Re: FPGA as NES emulation
by on (#128743)
MottZilla wrote:
adding some extra scanlines into the frame somewhere just for CPU time.
Like, say, a Dendy famiclone? ;)
Re: FPGA as NES emulation
by on (#128745)
Yeah, now I realize caching on a hardware clone would be pretty much impossible without doing mapper-specific cache flush conditions, and that'd kill the whole point of being able to (arbitrairly) insert any cartridge and play it. If the hardware clone works with iNES ROMs on a SD card or something instead (like the Power Pak) then it makes it possible (adapt the cache flushing logic depending on the mapper, reprogram the FPGA in live), but that is definitely a specific/weird case.

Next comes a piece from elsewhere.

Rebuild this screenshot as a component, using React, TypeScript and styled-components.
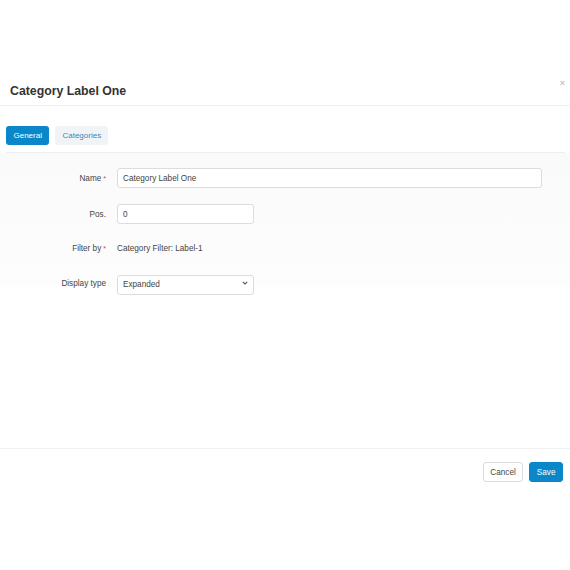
import React, { useState } from 'react'
import styled, { createGlobalStyle } from 'styled-components'

const GlobalStyle = createGlobalStyle`
  html, body {
    margin: 0;
    padding: 0;
    background: #fff;
  }
  body {
    font-family: 'Liberation Sans', Arial, sans-serif;
    color: #333;
  }
`

const Page = styled.div`
  width: 570px;
  height: 570px;
  background: #fff;
  padding-top: 70px;
  box-sizing: border-box;
`

const Modal = styled.div`
  display: flex;
  flex-direction: column;
`

const Header = styled.div`
  position: relative;
  height: 35px;
  padding: 0 10px;
  display: flex;
  align-items: center;
  border-bottom: 1px solid #f1f1f1;
`

const Title = styled.h3`
  margin: 0;
  margin-top: 6px;
  font-size: 12.3px;
  font-weight: 700;
  color: #333;
`

const Close = styled.button`
  position: absolute;
  right: 5px;
  top: 8px;
  border: none;
  background: none;
  padding: 0;
  color: #c4c4c4;
  font-family: 'Liberation Sans', Arial, sans-serif;
  font-size: 9px;
  font-weight: 700;
  line-height: 10px;
  cursor: pointer;
`

const Body = styled.div`
  height: 342px;
  padding-top: 20px;
  box-sizing: border-box;
`

const TabBar = styled.div`
  display: flex;
  gap: 6px;
  margin: 0 5px 0 6px;
  padding-bottom: 7px;
  border-bottom: 1px solid #eceff1;
`

const Tab = styled.button<{ $active?: boolean }>`
  height: 19px;
  padding: 0 ${(p) => (p.$active ? '7.5px' : '7px')};
  border: none;
  border-radius: 3px;
  font-family: 'Liberation Sans', Arial, sans-serif;
  font-size: 8px;
  cursor: pointer;
  background: ${(p) => (p.$active ? '#0a87c9' : '#f1f4f7')};
  color: ${(p) => (p.$active ? '#fff' : '#3a86bd')};
`

const FormArea = styled.div`
  padding-top: 15px;
  height: 134px;
  box-sizing: border-box;
  background: linear-gradient(#fafafa, #fdfdfd);
  display: flex;
  flex-direction: column;
  gap: 15px;
`

const Row = styled.div<{ $nudge?: number }>`
  display: grid;
  grid-template-columns: 106px 1fr;
  column-gap: 11px;
  align-items: center;
  height: 20px;
  flex-shrink: 0;
  margin-top: ${(p) => p.$nudge || 0}px;
`

const Label = styled.label`
  text-align: right;
  font-size: 8.2px;
  color: #444;
`

const Req = styled.span`
  color: #e03a3a;
  margin-left: 2px;
  font-size: 7px;
`

const Input = styled.input<{ $w?: number }>`
  width: ${(p) => (p.$w ? `${p.$w}px` : '425px')};
  height: 20px;
  box-sizing: border-box;
  border: 1px solid #dcdcdc;
  border-radius: 3px;
  background: #fff;
  padding: 0 5px;
  font-family: 'Liberation Sans', Arial, sans-serif;
  font-size: 8.2px;
  color: #444;
  outline: none;
`

const StaticText = styled.div`
  font-size: 8.2px;
  color: #444;
`

const SelectWrap = styled.div`
  position: relative;
  width: 137px;
  height: 20px;
`

const Select = styled.select`
  width: 100%;
  height: 20px;
  box-sizing: border-box;
  appearance: none;
  border: 1px solid #dcdcdc;
  border-radius: 3px;
  background: #fff;
  padding: 0 5px;
  font-family: 'Liberation Sans', Arial, sans-serif;
  font-size: 8.2px;
  color: #444;
  outline: none;
`

const Chevron = styled.svg`
  position: absolute;
  right: 6px;
  top: 8px;
  pointer-events: none;
`

const Footer = styled.div`
  border-top: 1px solid #f1f1f1;
  display: flex;
  justify-content: flex-end;
  gap: 6px;
  padding: 13px 7px 0 0;
`

const Button = styled.button<{ $primary?: boolean }>`
  height: 20px;
  padding: 0 6.5px;
  border-radius: 3px;
  font-family: 'Liberation Sans', Arial, sans-serif;
  font-size: 8.2px;
  cursor: pointer;
  border: 1px solid ${(p) => (p.$primary ? '#0a87c9' : '#dcdcdc')};
  background: ${(p) => (p.$primary ? '#0a87c9' : '#fff')};
  color: ${(p) => (p.$primary ? '#fff' : '#444')};
`

const App = () => {
  let [tab, setTab] = useState('general')
  let [name, setName] = useState('Category Label One')
  let [pos, setPos] = useState('0')
  let [display, setDisplay] = useState('expanded')

  return (
    <Page>
      <GlobalStyle />
      <Modal>
        <Header>
          <Title>Category Label One</Title>
          <Close aria-label="Close">×</Close>
        </Header>
        <Body>
          <TabBar>
            <Tab $active={tab === 'general'} onClick={() => setTab('general')}>
              General
            </Tab>
            <Tab
              $active={tab === 'categories'}
              onClick={() => setTab('categories')}
            >
              Categories
            </Tab>
          </TabBar>
          <FormArea>
            <Row>
              <Label>
                Name<Req>*</Req>
              </Label>
              <Input value={name} onChange={(e) => setName(e.target.value)} />
            </Row>
            <Row $nudge={1}>
              <Label>Pos.</Label>
              <Input
                $w={137}
                value={pos}
                onChange={(e) => setPos(e.target.value)}
              />
            </Row>
            <Row $nudge={-1}>
              <Label>
                Filter by<Req>*</Req>
              </Label>
              <StaticText>Category Filter: Label-1</StaticText>
            </Row>
            <Row>
              <Label>Display type</Label>
              <SelectWrap>
                <Select
                  value={display}
                  onChange={(e) => setDisplay(e.target.value)}
                >
                  <option value="expanded">Expanded</option>
                  <option value="collapsed">Collapsed</option>
                </Select>
                <Chevron width="6" height="4" viewBox="0 0 6 4">
                  <path
                    d="M0.8 0.8l2.2 2.2L5.2 0.8"
                    fill="none"
                    stroke="#555"
                    strokeWidth="1.1"
                  />
                </Chevron>
              </SelectWrap>
            </Row>
          </FormArea>
        </Body>
        <Footer>
          <Button>Cancel</Button>
          <Button $primary>Save</Button>
        </Footer>
      </Modal>
    </Page>
  )
}

export default App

The best one could do to speed up the CPU without resorting to any kind of emulation is to remove dead 6502 cycles and have faster RAM at $000-$7ff, and modify the processor so that accesses to the faster RAM are actually faster than a slow access to the cartridge (it becomes SNES-GBA ish like). I/O access could be made faster too but it's probably too marginal to be worth the trouble.

Quote:
Like, say, a Dendy famiclone? ;)

As far I know they do it to keep both NTSC scanline timings and PAL 50Hz VBlank compatibility, something which is actually very clever (wonder why Nintendo didn't think of it when they developed the PAL NES, it would have fixed many of problems of poor game porting...). It's not for extra CPU time.
Re: FPGA as NES emulation
by on (#128747)
Nintendo cheaped out on the PAL NES CPU's clock divider because it wanted to keep the same Johnson counter structure as the NTSC CPU without exceeding the 6502 core's speed limit. A Johnson counter divides by an even number. Besides, we're dealing with the company that invented region coding. Not only was incompatibility with North American software encouraged, but Nintendo even manufactured incompatibility within Europe itself between the Mattel PAL NES and the mainland PAL NES.